Well, part of the logic of an extended contest mechanic is that you (the GM) have already decided, in advance, about how much heft this is going to have in the course of play, and you narrate the outcomes of successful checks in a fashion that is consistent with that. That's part of the idea of using metagame considerations to shape the adjudication.
So if the costume ball is being run as a 6/3 challenge, bribing the major domo might be run as a single check leading (on success) straight into the ballroom, and on a failure to him insisting on a larger amount of money (or, perhaps agreeing, but warning his employer to be on the lookout for these suspicious characters). Whereas if it's being run as a 12/3 challenge, then bribing the major domo might itself be played out as a mini-scene.
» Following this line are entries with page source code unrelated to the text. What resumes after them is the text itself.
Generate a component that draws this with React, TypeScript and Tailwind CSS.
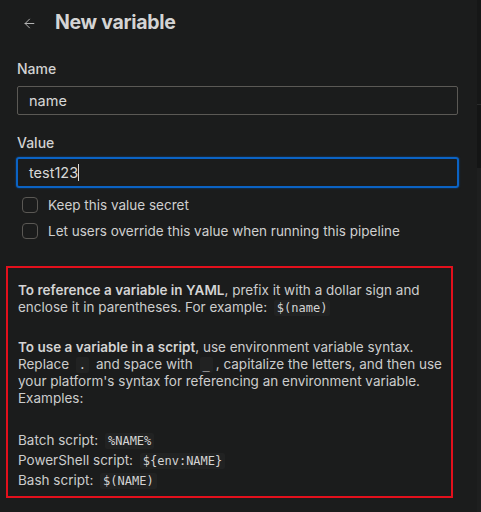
import { ArrowLeft } from "lucide-react";

const font = { fontFamily: "Inter, 'Noto Sans', sans-serif" };

function Code({ children }: { children: string }) {
    return (
        <code className="mx-[3px] px-[3px] py-[1px] rounded-[2px] bg-[#212222] font-['DejaVu_Sans_Mono',monospace] text-[12px] leading-none text-[#d4d4d4]">
            {children}
        </code>
    );
}

function Checkbox({ label }: { label: string }) {
    return (
        <label className="flex items-center gap-[10px] pl-[5px] h-[26px] text-[13.5px] text-[#cfcfcf]">
            <span className="w-[16px] h-[16px] rounded-[4px] border border-[#5a5854] bg-[#1b1c1c]" />
            {label}
        </label>
    );
}

export default function App() {
    return (
        <div className="relative w-[481px] h-[512px] overflow-hidden bg-[#1b1c1c] text-[#cccccc]" style={font}>
            {/* scrollbar strip */}
            <div className="absolute right-0 top-0 w-[4px] h-full flex flex-col">
                <div className="h-[104px] bg-[#161717]" />
                <div className="h-[64px] bg-[#141515] border-t border-[#2a2b2b]" />
                <div className="flex-1 bg-[#1e1f1f]" />
            </div>

            <div className="pr-[23px]">
                <div className="flex items-center h-[46px] pl-[22px]">
                    <ArrowLeft className="w-[15px] h-[15px] text-[#bdbdbd]" strokeWidth={1.5} />
                    <h1 className="ml-[18px] text-[19.5px] font-bold tracking-[-0.3px] text-[#d4d4d4]">New variable</h1>
                </div>

                <div className="pl-[17px]">
                    <div className="mt-[12px] text-[14px] font-medium text-[#d2d2d2]">Name</div>
                    <div className="mt-[7px] h-[29px] border border-[#5b5955] rounded-[2px] flex items-center pl-[11px] text-[14.5px] text-[#d8d8d8]">
                        name
                    </div>

                    <div className="mt-[17px] text-[14px] font-medium text-[#d2d2d2]">Value</div>
                    <div className="mt-[4px] -ml-[1px] -mr-[1px] h-[31px] border-2 border-[#0b63c4] rounded-[3px] shadow-[0_0_2px_#0b4f9a] flex items-center pl-[11px] text-[14.5px] text-[#d8d8d8]">
                        test123<span className="w-[1px] h-[17px] bg-[#d8d8d8]" />
                    </div>

                    <div className="mt-[4px] flex flex-col">
                        <Checkbox label="Keep this value secret" />
                        <Checkbox label="Let users override this value when running this pipeline" />
                    </div>
                </div>

                <div className="mt-[22px] ml-[6px] w-[447px] h-[232px] border-2 border-[#e3101c] pl-[10px] pr-[3px] pt-[14px] text-[13.5px] leading-[17px] text-[#cccccc]">
                    <p>
                        <b className="font-semibold text-[#d4d4d4]">To reference a variable in YAML</b>, prefix it with a dollar sign and enclose it in parentheses. For example: <Code>$(name)</Code>
                    </p>
                    <p className="mt-[23px]">
                        <b className="font-semibold text-[#d4d4d4]">To use a variable in a script</b>, use environment variable syntax. Replace <Code>.</Code> and space with <Code>_</Code>, capitalize the letters, and then use your platform's syntax for referencing an environment variable. Examples:
                    </p>
                    <div className="mt-[25px] flex flex-col gap-[3px]">
                        <div>Batch script: <Code>%NAME%</Code></div>
                        <div>PowerShell script: <Code>{"${env:NAME}"}</Code></div>
                        <div>Bash script: <Code>$(NAME)</Code></div>
                    </div>
                </div>
            </div>
        </div>
    );
}
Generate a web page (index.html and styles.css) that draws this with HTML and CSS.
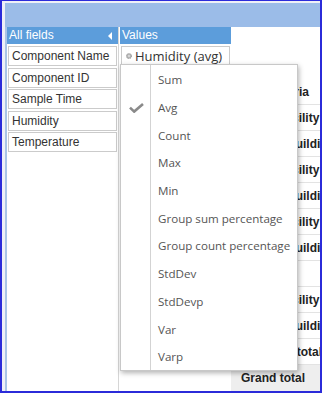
FILE: index.html
```html
<!DOCTYPE html>
<html>
<head>
<meta charset="utf-8">
<link rel="stylesheet" href="styles.css">
</head>
<body>
<div class="frame">
  <div class="topbar"></div>
  <div class="main">
    <div class="fields">
      <div class="bar"><span>All fields</span><span class="tri"></span></div>
      <div class="list">
        <div class="field">Component Name</div>
        <div class="field">Component ID</div>
        <div class="field">Sample Time</div>
        <div class="field">Humidity</div>
        <div class="field">Temperature</div>
      </div>
    </div>
    <div class="values">
      <div class="bar"><span>Values</span></div>
      <div class="chip">
        <svg class="gear" width="6" height="6" viewBox="0 0 6 6"><circle cx="3" cy="3" r="2.6" fill="#b4b4b4"/><circle cx="3" cy="3" r="2.6" fill="none" stroke="#8e8e8e" stroke-width="0.9" stroke-dasharray="1 0.9"/><circle cx="3" cy="3" r="0.9" fill="#e6e6e6"/></svg>
        <span>Humidity (avg)</span>
      </div>
      <div class="menu">
        <div class="item"><span class="chk"></span><span>Sum</span></div>
        <div class="item"><span class="chk"><svg width="15" height="10" viewBox="0 0 15 10"><path d="M1 4.6 L5.2 8.6 L14 1" fill="none" stroke="#8a8a8a" stroke-width="2.6"/></svg></span><span>Avg</span></div>
        <div class="item"><span class="chk"></span><span>Count</span></div>
        <div class="item"><span class="chk"></span><span>Max</span></div>
        <div class="item"><span class="chk"></span><span>Min</span></div>
        <div class="item"><span class="chk"></span><span>Group sum percentage</span></div>
        <div class="item"><span class="chk"></span><span>Group count percentage</span></div>
        <div class="item"><span class="chk"></span><span>StdDev</span></div>
        <div class="item"><span class="chk"></span><span>StdDevp</span></div>
        <div class="item"><span class="chk"></span><span>Var</span></div>
        <div class="item"><span class="chk"></span><span>Varp</span></div>
      </div>
    </div>
    <div class="grid">
      <div class="rowlabels">Row labels</div>
      <div class="table">
        <div class="row l0">Criteria</div>
        <div class="row l1">Facility</div>
        <div class="row l2">Building</div>
        <div class="row l1">Facility</div>
        <div class="row l2">Building</div>
        <div class="row l1">Facility</div>
        <div class="row l2">Building</div>
        <div class="row l1"></div>
        <div class="row l1">Facility</div>
        <div class="row l2">Building</div>
        <div class="row l3">Subtotal</div>
        <div class="row total">Grand total</div>
      </div>
    </div>
  </div>
</div>
</body>
</html>
```

FILE: styles.css
```css
* { box-sizing: border-box; }
html, body { margin: 0; padding: 0; }
body {
  width: 322px;
  height: 393px;
  overflow: hidden;
  background: #fff;
  font-family: "Liberation Sans", Arial, sans-serif;
}
.frame {
  width: 322px;
  height: 393px;
  border: 2px solid #2b2bd9;
  border-top-width: 1px;
  padding: 2px 0 0 3px;
  background: #eef0f7;
  display: flex;
  flex-direction: column;
  overflow: hidden;
}
.topbar {
  height: 24px;
  flex: none;
  background: #9bbce8;
}
.main {
  flex: 1;
  min-height: 0;
  display: flex;
  background: #fff;
}
.fields {
  width: 114px;
  flex: none;
  border-left: 2px solid #a9c4e7;
  border-right: 1px solid #d6d6d6;
}
.bar {
  height: 17px;
  background: #5c9ddb;
  color: #fff;
  font-size: 12px;
  line-height: 17px;
  padding-left: 2px;
  display: flex;
  align-items: center;
  justify-content: space-between;
}
.tri {
  width: 0;
  height: 0;
  border-top: 4px solid transparent;
  border-bottom: 4px solid transparent;
  border-right: 4px solid #fff;
  margin-right: 6px;
}
.list {
  padding: 2px 1px 0 1px;
  display: flex;
  flex-direction: column;
  gap: 1.6px;
}
.field {
  height: 20px;
  border: 1px solid #cbcbcb;
  font-size: 12px;
  line-height: 18px;
  padding-left: 3px;
  color: #333;
  white-space: nowrap;
}
.values {
  width: 112px;
  flex: none;
  padding-left: 1px;
  position: relative;
}
.chip {
  margin: 2px 1px 0 1px;
  height: 20px;
  border: 1px solid #cbcbcb;
  display: flex;
  align-items: center;
  padding-left: 4px;
  gap: 3px;
  font-family: "Open Sans", sans-serif;
  font-size: 13px;
  color: #333;
  white-space: nowrap;
  overflow: hidden;
}
.gear { flex: none; }
.menu {
  position: absolute;
  left: 1px;
  top: 37px;
  width: 178px;
  height: 307px;
  border: 1px solid #c8c8c8;
  padding-top: 1px;
  background: linear-gradient(to right, transparent 29px, #d3d3d3 29px, #d3d3d3 30px, transparent 30px), #fff;
  box-shadow: 1px 2px 5px rgba(0, 0, 0, 0.3);
  font-family: "Open Sans", sans-serif;
  font-size: 11.6px;
  color: #555;
  z-index: 2;
}
.item {
  height: 27.7px;
  display: flex;
  align-items: center;
  white-space: nowrap;
}
.chk {
  width: 29px;
  flex: none;
  display: flex;
  justify-content: center;
  padding-left: 1px;
}
.item > span + span { margin-left: 8px; }
.grid {
  flex: 1;
  min-width: 0;
  overflow: hidden;
}
.rowlabels {
  padding: 47px 0 0 9px;
  line-height: 13px;
  font-family: "Open Sans", sans-serif;
  font-size: 11.5px;
  color: #333;
  white-space: nowrap;
}
.table {
  margin-top: -8px;
  width: 200px;
}
.row {
  height: 26px;
  padding-top: 7px;
  border-bottom: 1px solid #e3e3e3;
  font-weight: bold;
  font-size: 12px;
  line-height: 12px;
  color: #222;
  white-space: nowrap;
}
.l0 { padding-left: 36px; }
.l1 { padding-left: 47px; }
.l2 { padding-left: 56px; }
.l3 { padding-left: 43px; }
.total {
  padding-left: 10px;
  background: #eeeeee;
  border-bottom: none;
}
```
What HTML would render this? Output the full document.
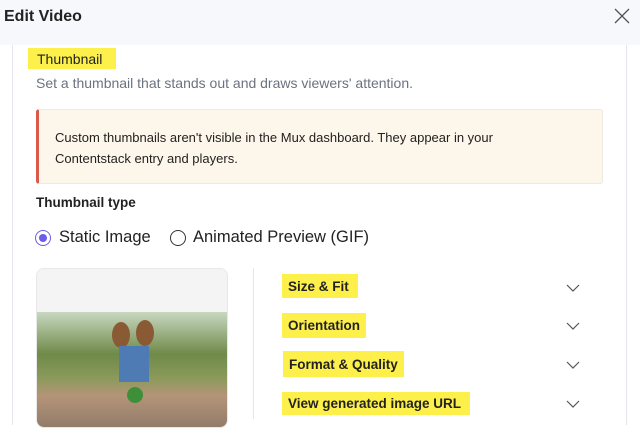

Upthread, [MENTION=87792]Neonchameleon[/MENTION] said he doesn't tell his players when they're in a skill challenge. I often do let them know, and give them a general indication of how serious it is (much as one might in a combat, letting them know how many foes there are, how big they look, when they are bloodied etc). This is because I think the players have to have at least some indication as to how many resources they need to devote - a 12/3 challenge is probably going to require more resources to be consumed for success than a 6/3 challenge.
If you can leave a SC early you don't need the framework at all, but can stick to individual tasks and encounters.
I'm not sure why this would follow.
The PCs can abandon their efforts in combat, lie down and let the enemies slaughter them. It doesn't follow from this being a possibility that there is no need for the combat resolution mechanism.
So, likewise, if the PCs abandon their efforts in a skill challenge, they fail to get whatever they were hoping to achieve.